国家と宗教(2)

 佐々木毅学習院大学教授の『宗教と権力の政治』(講談社)は、『「哲学と政治」講義』シリーズの2にあたり、西洋中世における教会権力と世俗権力との角逐から、ルタ−・カルヴァンらの宗教改革を経由して絶対的権力としての「主権」概念が成立するまでの歴史的経過を講じている。初めて知ることも多く、勉強になる。
 8〜9世紀に作成されたとされる「コンスタンティヌスの寄進状」なる偽書によって、カトリック教皇に教会の真の長である地位と、西方の支配権が与えられたというくだりは実に興味深い。権力をめぐる闘争においては、より上位の権威による〈御墨付き〉を求める法則があるのだろうか。昭和天皇の「A級戦犯合祀」不快ご発言メモなども、機能的には同じ効果をもち得るのか。
 トマス・アクィナスの考えは、中世においては必ずしも正統とは認められておらず、「彼の思想が正統と認められるようになったのは宗教改革の後」だとは、素人には新鮮な知見。
『このようにキリスト教の伝統的な議論と比べるとトマスは国家とか社会生活の骨格部分について現状に対してかなり肯定的な態度をとっています。つまり、神学のドグマを持ってきてそれらは価値のない罪の産物だというような議論を行なっていない。それなりに現実の社会生活には価値があること、それらをひたすら反価値化して教会と教皇の権威を高めるといった議論には荷担していないこと、こうしたことが確認できます。』
 さすがに著者得意のマキアヴェッリのところは一段と面白い。イタリアの平和の確立を願った彼にとって、「中世的な世界とは異なり、人間の内面と権力の問題は切れている」のであって、「政治は、人間の外面的なことを扱う」ことに限定される。そのうえでどうすれば、最も効果的に外面的な平和が樹立できるかを考察したわけだ。

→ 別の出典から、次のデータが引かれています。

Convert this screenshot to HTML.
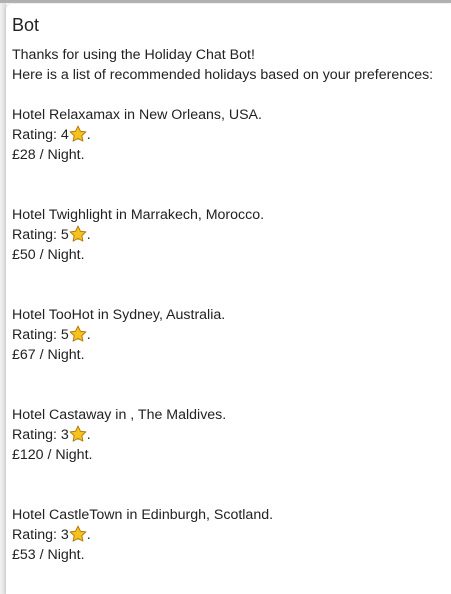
<!DOCTYPE html>
<html><head><style>
html,body{margin:0;padding:0;width:451px;height:594px;overflow:hidden;background:#fff;}
body{font-family:"Liberation Sans",Arial,sans-serif;color:#222;position:relative;}
.top{position:absolute;left:0;top:0;width:451px;height:3px;background:#b0b0b0;}
.left{position:absolute;left:0;top:3px;width:6px;height:591px;background:linear-gradient(to right,#f2f2f2,#dcdcdc);}
.card{position:absolute;left:6px;top:4px;width:445px;height:590px;background:#fff;border-top-left-radius:5px;box-shadow:-1px 0 2px #ccc;}
.h{position:absolute;left:12px;top:15px;font-size:18px;color:#222;}
.t{position:absolute;left:12px;top:45px;font-size:14.2px;line-height:20px;}
.star{display:inline-block;width:18px;height:18px;vertical-align:-4px;}
p{margin:0;white-space:nowrap}
</style></head><body>
<div class="top"></div><div class="left"></div><div class="card"></div>
<div class="h">Bot</div>
<div class="t">
<p>Thanks for using the Holiday Chat Bot!</p>
<p>Here is a list of recommended holidays based on your preferences:</p>
<p>&nbsp;</p>
<p>Hotel Relaxamax in New Orleans, USA.</p>
<p>Rating: 4<svg class="star" viewBox="0 0 24 24"><path d="M12 1.5l3.2 6.8 7.3.9-5.4 5 1.4 7.3L12 17.9l-6.5 3.6 1.4-7.3-5.4-5 7.3-.9z" fill="#f8c21c" stroke="#b07a10" stroke-width="1.3" stroke-linejoin="round"/></svg>.</p>
<p>£28 / Night.</p>
<p>&nbsp;</p><p>&nbsp;</p>
<p>Hotel Twighlight in Marrakech, Morocco.</p>
<p>Rating: 5<svg class="star" viewBox="0 0 24 24"><path d="M12 1.5l3.2 6.8 7.3.9-5.4 5 1.4 7.3L12 17.9l-6.5 3.6 1.4-7.3-5.4-5 7.3-.9z" fill="#f8c21c" stroke="#b07a10" stroke-width="1.3" stroke-linejoin="round"/></svg>.</p>
<p>£50 / Night.</p>
<p>&nbsp;</p><p>&nbsp;</p>
<p>Hotel TooHot in Sydney, Australia.</p>
<p>Rating: 5<svg class="star" viewBox="0 0 24 24"><path d="M12 1.5l3.2 6.8 7.3.9-5.4 5 1.4 7.3L12 17.9l-6.5 3.6 1.4-7.3-5.4-5 7.3-.9z" fill="#f8c21c" stroke="#b07a10" stroke-width="1.3" stroke-linejoin="round"/></svg>.</p>
<p>£67 / Night.</p>
<p>&nbsp;</p><p>&nbsp;</p>
<p>Hotel Castaway in , The Maldives.</p>
<p>Rating: 3<svg class="star" viewBox="0 0 24 24"><path d="M12 1.5l3.2 6.8 7.3.9-5.4 5 1.4 7.3L12 17.9l-6.5 3.6 1.4-7.3-5.4-5 7.3-.9z" fill="#f8c21c" stroke="#b07a10" stroke-width="1.3" stroke-linejoin="round"/></svg>.</p>
<p>£120 / Night.</p>
<p>&nbsp;</p><p>&nbsp;</p>
<p>Hotel CastleTown in Edinburgh, Scotland.</p>
<p>Rating: 3<svg class="star" viewBox="0 0 24 24"><path d="M12 1.5l3.2 6.8 7.3.9-5.4 5 1.4 7.3L12 17.9l-6.5 3.6 1.4-7.3-5.4-5 7.3-.9z" fill="#f8c21c" stroke="#b07a10" stroke-width="1.3" stroke-linejoin="round"/></svg>.</p>
<p>£53 / Night.</p>
</div>
</body></html>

 マキアヴェッリの著作のなかで生前もっとも注目を浴びたのは、『マンドラゴラ』という作品で、かつてこの作品の公演(1981年=昭和56年・於池袋サンシャイン劇場仲代達矢主演『喜劇・マンドラゴラ—毒の華』)を観劇したことがある。
 その折のパンフレットに、当時気鋭の研究者であった佐々木氏が寄稿していた。
『人間社会の秩序とは所詮、それが国家であれ家であれ、人間のさまざまな欲望の一時的調停や相互依存の以外の何物でもないことがここに示されている。喜劇の世界はその人間や社会関係に対する観察において政治論と驚くほどの共通性を持ち、従って彼が両者を同時並行的に執筆したのは決して不思議ではなかったといえよう。』
「ローマとジュネーヴを本拠地とする二つの国際的教会の戦い」であった宗教戦争の渦中で、フランス王権の行なった「聖バルテルミの大虐殺」(1572年)を契機に「抵抗権」の議論が加速し、そこに生まれた無政府状態を終熄させるべく、「法とは支配者の命令である」との「主権論」が成立したのである。この「聖バルテルミの大虐殺」の事件の凄惨さについては、イザベル・アジャーニ主演の映画『王妃マルゴ』でビジュアルに実感することができる。